— START Data for the task —

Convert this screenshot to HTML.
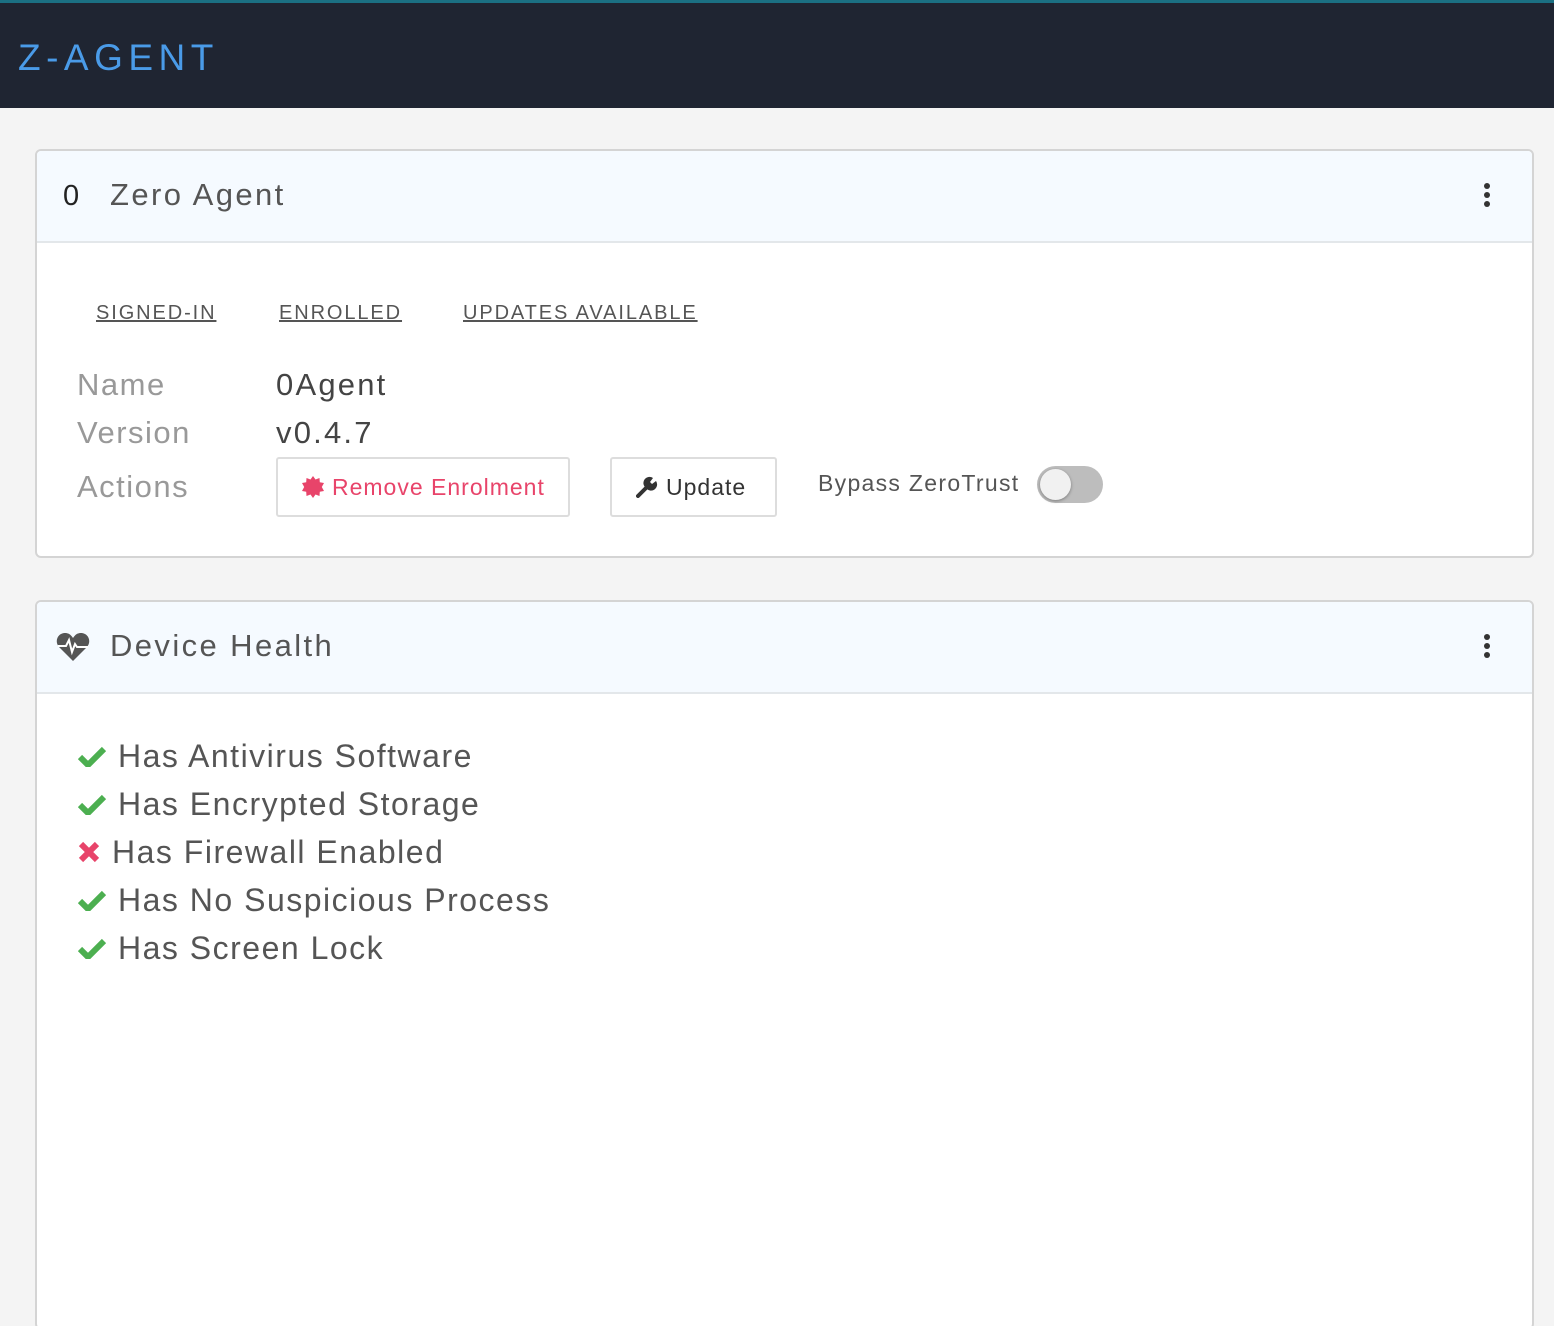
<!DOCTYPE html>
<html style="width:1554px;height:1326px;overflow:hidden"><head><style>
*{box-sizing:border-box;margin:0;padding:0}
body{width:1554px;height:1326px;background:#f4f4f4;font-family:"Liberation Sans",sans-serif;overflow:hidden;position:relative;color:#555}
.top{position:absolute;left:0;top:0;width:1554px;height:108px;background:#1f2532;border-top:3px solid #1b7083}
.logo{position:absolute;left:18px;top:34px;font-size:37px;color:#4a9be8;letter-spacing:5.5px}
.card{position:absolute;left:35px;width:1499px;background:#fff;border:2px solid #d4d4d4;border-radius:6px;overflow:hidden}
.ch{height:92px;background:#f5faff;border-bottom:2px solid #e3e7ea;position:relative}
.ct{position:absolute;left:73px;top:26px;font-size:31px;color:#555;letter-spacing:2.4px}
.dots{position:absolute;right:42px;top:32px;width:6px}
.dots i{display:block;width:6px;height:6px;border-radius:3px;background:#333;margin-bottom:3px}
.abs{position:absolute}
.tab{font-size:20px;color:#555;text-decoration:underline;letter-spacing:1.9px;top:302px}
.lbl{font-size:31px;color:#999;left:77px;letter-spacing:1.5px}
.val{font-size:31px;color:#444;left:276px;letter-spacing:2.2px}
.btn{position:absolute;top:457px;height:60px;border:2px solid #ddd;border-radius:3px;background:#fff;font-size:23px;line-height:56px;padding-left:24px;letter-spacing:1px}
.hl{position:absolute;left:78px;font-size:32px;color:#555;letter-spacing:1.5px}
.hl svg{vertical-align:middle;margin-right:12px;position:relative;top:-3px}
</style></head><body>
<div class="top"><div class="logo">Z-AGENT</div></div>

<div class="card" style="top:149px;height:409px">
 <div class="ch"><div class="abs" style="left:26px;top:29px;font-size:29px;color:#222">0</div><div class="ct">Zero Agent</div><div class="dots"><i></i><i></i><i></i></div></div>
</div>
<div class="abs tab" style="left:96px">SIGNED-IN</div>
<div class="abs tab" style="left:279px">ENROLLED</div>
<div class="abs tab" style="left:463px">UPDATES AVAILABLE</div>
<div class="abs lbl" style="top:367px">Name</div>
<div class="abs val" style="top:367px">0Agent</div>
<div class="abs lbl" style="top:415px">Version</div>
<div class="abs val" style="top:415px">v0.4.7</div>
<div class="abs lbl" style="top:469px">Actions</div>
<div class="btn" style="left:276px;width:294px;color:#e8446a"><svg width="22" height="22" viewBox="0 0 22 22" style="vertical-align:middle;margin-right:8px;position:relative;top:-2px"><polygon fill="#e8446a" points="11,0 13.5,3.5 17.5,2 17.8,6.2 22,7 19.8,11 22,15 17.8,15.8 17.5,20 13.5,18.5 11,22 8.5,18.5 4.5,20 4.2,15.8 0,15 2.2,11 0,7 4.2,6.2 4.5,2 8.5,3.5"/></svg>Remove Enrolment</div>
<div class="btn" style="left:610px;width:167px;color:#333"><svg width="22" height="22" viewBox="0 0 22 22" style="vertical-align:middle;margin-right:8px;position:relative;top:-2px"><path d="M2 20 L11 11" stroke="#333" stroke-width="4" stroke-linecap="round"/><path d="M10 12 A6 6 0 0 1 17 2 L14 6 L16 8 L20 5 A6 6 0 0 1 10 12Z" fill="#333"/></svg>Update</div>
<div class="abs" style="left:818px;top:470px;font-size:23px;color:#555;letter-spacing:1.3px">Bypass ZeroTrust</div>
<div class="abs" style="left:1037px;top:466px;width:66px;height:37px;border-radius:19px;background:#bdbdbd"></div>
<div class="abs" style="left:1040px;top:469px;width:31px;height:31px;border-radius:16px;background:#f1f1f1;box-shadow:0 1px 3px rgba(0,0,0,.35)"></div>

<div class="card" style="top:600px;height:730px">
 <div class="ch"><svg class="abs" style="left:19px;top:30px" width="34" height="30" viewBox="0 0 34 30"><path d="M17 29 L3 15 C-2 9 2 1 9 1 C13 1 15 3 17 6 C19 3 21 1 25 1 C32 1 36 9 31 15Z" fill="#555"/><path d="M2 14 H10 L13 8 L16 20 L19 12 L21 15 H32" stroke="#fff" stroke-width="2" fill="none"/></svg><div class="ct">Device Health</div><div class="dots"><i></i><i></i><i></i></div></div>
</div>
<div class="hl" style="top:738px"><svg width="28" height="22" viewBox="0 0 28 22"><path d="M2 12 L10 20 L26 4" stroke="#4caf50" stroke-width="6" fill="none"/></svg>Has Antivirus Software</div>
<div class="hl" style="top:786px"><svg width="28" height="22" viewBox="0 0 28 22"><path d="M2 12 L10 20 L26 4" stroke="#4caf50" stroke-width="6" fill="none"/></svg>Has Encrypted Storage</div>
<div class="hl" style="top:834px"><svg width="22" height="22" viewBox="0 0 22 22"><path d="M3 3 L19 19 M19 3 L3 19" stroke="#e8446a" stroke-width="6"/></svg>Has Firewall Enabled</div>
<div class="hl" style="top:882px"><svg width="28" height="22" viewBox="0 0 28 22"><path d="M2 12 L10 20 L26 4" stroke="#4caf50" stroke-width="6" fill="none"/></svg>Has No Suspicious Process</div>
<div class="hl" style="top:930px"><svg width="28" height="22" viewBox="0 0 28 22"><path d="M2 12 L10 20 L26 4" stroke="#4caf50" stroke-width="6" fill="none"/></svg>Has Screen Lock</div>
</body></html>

— END Data for the task —
— START Data for the task —

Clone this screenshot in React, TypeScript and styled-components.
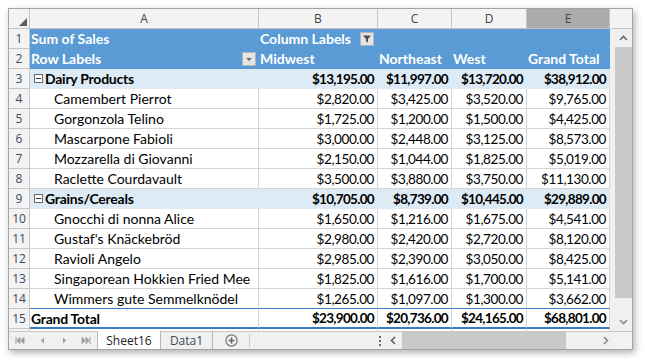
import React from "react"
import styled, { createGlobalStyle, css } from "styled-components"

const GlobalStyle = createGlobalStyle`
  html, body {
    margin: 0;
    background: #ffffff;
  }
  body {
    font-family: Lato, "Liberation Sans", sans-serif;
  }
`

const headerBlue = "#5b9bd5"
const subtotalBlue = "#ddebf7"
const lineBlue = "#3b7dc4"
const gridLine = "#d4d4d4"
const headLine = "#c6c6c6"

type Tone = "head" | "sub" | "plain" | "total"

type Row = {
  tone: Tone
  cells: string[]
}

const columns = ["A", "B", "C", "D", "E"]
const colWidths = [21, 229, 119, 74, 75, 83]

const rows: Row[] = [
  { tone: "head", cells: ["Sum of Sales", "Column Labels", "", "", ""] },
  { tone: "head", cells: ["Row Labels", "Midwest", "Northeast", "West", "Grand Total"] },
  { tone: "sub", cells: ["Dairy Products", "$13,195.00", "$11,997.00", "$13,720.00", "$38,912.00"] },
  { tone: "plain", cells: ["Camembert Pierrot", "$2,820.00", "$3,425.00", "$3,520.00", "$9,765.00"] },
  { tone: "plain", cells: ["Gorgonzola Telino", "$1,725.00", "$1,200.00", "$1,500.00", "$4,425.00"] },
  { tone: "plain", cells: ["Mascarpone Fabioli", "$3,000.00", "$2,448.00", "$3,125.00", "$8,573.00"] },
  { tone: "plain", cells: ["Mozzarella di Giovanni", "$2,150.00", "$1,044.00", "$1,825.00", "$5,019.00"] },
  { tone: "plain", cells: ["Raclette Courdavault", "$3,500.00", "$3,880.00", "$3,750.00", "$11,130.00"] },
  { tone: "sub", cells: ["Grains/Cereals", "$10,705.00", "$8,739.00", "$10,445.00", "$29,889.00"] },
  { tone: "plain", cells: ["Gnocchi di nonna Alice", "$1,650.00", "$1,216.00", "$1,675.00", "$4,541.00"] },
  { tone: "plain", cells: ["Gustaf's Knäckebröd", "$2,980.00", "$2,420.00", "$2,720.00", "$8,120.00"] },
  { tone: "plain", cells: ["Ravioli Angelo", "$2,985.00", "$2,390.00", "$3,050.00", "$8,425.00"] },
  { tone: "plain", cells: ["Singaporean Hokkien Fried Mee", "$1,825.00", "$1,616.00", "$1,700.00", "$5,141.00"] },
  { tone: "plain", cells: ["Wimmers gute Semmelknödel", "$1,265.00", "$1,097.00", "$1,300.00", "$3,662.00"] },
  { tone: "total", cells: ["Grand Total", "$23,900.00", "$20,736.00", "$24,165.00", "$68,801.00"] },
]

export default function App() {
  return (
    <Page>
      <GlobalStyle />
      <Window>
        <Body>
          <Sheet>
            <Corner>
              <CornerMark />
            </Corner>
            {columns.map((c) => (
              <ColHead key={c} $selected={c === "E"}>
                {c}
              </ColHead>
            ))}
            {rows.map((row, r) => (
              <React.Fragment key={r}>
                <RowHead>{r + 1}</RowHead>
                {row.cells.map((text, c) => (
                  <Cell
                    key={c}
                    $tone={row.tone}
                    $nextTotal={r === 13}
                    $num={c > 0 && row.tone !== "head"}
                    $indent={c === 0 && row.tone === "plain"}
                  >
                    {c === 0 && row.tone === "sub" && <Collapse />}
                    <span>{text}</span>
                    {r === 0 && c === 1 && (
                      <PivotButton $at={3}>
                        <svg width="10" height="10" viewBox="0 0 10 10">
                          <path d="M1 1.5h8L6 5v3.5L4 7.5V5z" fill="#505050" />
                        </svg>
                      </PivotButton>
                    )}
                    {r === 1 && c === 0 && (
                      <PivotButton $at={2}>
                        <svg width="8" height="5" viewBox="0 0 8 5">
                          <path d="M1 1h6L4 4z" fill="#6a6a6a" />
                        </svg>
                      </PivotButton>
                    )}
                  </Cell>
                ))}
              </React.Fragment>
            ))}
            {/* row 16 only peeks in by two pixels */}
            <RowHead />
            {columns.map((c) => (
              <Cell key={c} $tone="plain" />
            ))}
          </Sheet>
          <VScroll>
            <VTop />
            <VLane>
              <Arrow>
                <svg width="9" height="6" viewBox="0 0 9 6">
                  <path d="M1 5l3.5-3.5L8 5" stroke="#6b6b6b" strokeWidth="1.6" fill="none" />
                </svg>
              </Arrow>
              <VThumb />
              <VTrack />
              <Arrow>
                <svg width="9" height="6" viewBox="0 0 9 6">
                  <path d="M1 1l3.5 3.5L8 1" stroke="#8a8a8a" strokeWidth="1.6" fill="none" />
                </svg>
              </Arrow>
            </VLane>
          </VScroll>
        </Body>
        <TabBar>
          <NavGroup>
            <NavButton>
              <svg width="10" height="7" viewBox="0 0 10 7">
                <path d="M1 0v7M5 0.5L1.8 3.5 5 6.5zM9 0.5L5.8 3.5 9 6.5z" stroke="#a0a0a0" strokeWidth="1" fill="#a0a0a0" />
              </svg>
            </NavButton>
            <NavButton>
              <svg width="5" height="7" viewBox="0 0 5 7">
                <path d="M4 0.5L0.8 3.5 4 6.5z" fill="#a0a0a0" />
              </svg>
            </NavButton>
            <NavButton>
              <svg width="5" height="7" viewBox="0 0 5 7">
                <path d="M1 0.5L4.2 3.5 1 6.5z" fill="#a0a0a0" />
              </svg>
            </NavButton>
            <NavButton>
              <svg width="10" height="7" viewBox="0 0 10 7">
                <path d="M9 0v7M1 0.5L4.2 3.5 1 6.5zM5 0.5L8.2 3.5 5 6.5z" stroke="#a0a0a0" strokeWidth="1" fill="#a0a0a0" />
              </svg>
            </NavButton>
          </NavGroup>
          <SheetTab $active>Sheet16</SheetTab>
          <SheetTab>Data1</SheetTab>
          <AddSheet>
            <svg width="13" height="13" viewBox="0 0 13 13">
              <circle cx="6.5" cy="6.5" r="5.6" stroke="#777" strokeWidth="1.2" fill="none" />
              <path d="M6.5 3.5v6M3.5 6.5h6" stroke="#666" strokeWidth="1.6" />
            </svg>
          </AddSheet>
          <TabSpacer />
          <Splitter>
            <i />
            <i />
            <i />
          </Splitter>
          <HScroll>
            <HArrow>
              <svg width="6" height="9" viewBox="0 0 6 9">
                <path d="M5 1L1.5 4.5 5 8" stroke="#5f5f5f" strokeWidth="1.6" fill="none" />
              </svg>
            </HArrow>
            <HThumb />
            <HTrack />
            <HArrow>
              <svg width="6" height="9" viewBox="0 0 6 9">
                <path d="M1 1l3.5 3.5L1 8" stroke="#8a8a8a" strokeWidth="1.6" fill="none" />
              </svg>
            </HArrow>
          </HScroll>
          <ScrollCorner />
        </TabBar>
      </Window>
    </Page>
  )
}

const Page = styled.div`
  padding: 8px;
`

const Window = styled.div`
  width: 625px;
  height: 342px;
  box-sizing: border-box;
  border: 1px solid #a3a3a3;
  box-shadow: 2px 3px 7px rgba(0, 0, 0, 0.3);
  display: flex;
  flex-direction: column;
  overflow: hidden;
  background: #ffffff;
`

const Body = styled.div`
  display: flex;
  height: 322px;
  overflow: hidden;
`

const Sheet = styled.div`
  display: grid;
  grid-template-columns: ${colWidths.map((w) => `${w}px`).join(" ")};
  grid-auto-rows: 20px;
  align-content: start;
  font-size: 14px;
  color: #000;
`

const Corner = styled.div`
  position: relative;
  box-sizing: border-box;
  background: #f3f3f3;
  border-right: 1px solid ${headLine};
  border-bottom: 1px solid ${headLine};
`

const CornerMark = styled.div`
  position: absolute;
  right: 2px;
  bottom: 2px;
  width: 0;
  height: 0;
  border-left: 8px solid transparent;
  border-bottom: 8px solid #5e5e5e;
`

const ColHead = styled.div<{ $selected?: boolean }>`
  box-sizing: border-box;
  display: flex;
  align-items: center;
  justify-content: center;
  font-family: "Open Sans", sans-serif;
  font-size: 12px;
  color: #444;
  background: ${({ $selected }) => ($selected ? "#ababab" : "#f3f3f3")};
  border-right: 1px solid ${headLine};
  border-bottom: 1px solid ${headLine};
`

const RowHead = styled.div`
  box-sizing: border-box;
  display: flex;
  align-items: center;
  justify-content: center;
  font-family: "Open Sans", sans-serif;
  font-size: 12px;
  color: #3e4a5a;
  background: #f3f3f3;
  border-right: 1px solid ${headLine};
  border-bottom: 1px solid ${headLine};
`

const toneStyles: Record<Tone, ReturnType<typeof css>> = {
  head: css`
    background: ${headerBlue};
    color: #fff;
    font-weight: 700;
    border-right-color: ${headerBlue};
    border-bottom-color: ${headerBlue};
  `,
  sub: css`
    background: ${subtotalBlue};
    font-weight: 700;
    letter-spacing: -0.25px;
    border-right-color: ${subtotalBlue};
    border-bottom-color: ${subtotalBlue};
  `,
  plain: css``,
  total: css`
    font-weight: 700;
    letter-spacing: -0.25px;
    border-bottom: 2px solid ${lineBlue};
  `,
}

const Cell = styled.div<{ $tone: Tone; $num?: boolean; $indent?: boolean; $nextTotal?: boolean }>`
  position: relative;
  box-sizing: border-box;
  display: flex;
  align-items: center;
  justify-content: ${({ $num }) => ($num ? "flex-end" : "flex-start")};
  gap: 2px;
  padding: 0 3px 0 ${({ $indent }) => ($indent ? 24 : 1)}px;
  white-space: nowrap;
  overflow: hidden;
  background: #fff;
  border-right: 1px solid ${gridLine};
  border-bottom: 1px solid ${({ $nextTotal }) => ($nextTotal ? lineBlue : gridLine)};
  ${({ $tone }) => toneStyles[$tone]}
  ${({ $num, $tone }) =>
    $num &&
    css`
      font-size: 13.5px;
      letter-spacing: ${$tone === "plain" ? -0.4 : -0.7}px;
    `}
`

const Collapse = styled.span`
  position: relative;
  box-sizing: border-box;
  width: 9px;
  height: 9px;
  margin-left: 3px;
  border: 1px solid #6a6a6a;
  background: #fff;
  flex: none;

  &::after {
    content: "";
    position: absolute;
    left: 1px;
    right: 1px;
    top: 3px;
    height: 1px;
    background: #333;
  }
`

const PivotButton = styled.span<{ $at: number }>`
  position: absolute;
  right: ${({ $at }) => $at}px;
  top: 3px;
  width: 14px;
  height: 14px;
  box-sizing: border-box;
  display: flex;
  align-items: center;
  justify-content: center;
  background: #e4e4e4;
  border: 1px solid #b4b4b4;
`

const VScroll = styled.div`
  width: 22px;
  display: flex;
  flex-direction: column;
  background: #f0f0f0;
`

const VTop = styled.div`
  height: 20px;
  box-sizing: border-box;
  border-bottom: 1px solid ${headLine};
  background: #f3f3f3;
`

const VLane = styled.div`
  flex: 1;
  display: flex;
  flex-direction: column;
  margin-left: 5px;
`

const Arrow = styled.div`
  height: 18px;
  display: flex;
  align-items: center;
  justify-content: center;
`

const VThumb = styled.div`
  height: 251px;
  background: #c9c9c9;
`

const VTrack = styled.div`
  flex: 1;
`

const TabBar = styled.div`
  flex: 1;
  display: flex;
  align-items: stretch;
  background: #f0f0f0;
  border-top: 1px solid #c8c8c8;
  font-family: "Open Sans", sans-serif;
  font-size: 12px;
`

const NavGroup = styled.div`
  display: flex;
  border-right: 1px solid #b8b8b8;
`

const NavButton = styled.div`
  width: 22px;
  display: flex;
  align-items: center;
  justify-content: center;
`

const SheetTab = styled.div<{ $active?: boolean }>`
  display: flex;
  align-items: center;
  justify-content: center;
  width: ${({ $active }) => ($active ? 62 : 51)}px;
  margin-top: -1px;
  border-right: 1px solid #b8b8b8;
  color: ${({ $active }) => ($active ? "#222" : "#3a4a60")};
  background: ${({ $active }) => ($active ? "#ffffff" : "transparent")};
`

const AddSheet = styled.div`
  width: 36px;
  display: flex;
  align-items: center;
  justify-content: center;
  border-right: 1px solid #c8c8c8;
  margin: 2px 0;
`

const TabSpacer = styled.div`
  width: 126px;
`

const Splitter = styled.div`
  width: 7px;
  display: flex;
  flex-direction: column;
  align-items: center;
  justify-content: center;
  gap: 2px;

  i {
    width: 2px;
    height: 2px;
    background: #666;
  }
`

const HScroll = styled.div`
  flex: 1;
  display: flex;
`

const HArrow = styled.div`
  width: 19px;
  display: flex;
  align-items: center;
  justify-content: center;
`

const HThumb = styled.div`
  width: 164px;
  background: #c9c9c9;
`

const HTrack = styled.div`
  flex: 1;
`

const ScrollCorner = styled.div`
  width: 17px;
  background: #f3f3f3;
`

— END Data for the task —

- **Short task**:
Look above for the line with "Clone this screenshot", then print it and each line after it down to and including the line with "const colWidths = [21, 229, 119, 74, 75, 83]". Leave out the pictures and keep the wording exact.

- **Correct answer**:
Clone this screenshot in React, TypeScript and styled-components.
import React from "react"
import styled, { createGlobalStyle, css } from "styled-components"

const GlobalStyle = createGlobalStyle`
  html, body {
    margin: 0;
    background: #ffffff;
  }
  body {
    font-family: Lato, "Liberation Sans", sans-serif;
  }
`

const headerBlue = "#5b9bd5"
const subtotalBlue = "#ddebf7"
const lineBlue = "#3b7dc4"
const gridLine = "#d4d4d4"
const headLine = "#c6c6c6"

type Tone = "head" | "sub" | "plain" | "total"

type Row = {
  tone: Tone
  cells: string[]
}

const columns = ["A", "B", "C", "D", "E"]
const colWidths = [21, 229, 119, 74, 75, 83]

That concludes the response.